Oscar’s heir had no interest in continuing the business and sold it to my company for an asset that we felt held promise but that needed a major renovation to become a commercial success. To make a long story short, my company raised money and expanded the oyster growing capacity several times, installed a wet holding system and its water supply system, created a cold storage facility and completely rebuilt the remnant of the working dock on the farm. Then we began operating to build up the business for a year or two but then other parts of my company’s farming business encountered financial difficulties and had no alternative but to liquidate the the mother company leaving the oyster company without any management to continue the business on behalf of the limited partnership investors. It was then that my friend Bill Wilson took over the company that was converted to stock company that operated for several years. Sometime during the early 90s, after the business began to show promise, Bill sold the company on behalf of the original investors to a retired fireman named Drew until he sold the farm to Charles “Tod” Friend in 2008, who was then a worker at the nearby Hog Island Oyster Company.  You could say that Tod was the last of a line of people who believed in and invested in the TBOC for over 100 years. All of them contributed to the business with hard work, investment, and adaptation to changing market conditions that make it the successful company that it is today.

On my first occasion to meet Tod on July 14th, the first thing I said was that I was very personally pleased that he turned the company into what I had hoped it might be. It just took much longer than I had expected. Tod and I spent about an hour walking about the property and reviewing all the changes that had been made over the years and how the business the business evolved from a wholesale producer shipping boxes of oysters to restaurants to one that also served a continually growing walk-in business that serves hundreds of customers every weekend to eat oysters as part of the sightseeing experience in the Pt. Reyes/Tomales Bay area. The TBOC also operates an oyster bar restaurant four miles north at Marshall that is operated by Tod’s children. At the end of my visit, Tod sent me off for lunch (great food!) in Marshall where I found they would not take payment for lunch because Tod instructed them to put it on his tab. I went on to the Hog Island Oyster Company for a discussion with John Finger and his head man, Erik about issues we expected to arise at the “best operating practices” meeting on Monday. When I left Hog Island, I was very happy that I met with Tod and John and had a good idea of what to expect on Monday. I was sure that I had made a much overdue new friend in Tod. We spoke the same language, are about the same age, and we both know what hard work it takes to grow oysters. Sharing that perspective, we shared a mutual affection for the TBOC.

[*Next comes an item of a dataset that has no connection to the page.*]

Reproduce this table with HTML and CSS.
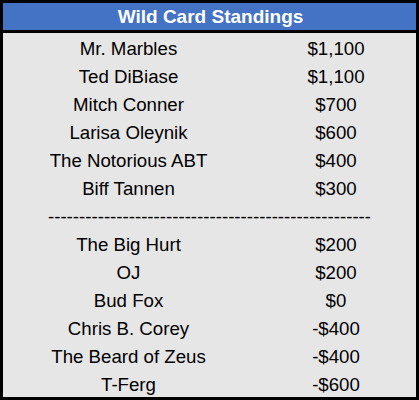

Although I had the privilege of knowing him for only a few days, I feel that I knew him in a personal way that binds people with a mutual experience more closely than you might imagine. I saw Tod just once more as we both left the conference on Monday. We had more than a normal handshake, and we said a few words that expressed our amusement at the questions that came up at the meeting. His smiles and gestures confirmed for me that I had a new friend, but sadly that would last only another day before he was lost to us. As I drove a way, I said to myself “I forgot to thank him for the excellent lunch.”  Oh well, I’ll remember to do that the next time we met.

I can only express to his family and close friends my great sorrow for their loss. I knew him for only a few days but I knew he was a very special man. I wish we could share some more stories and laugh again together.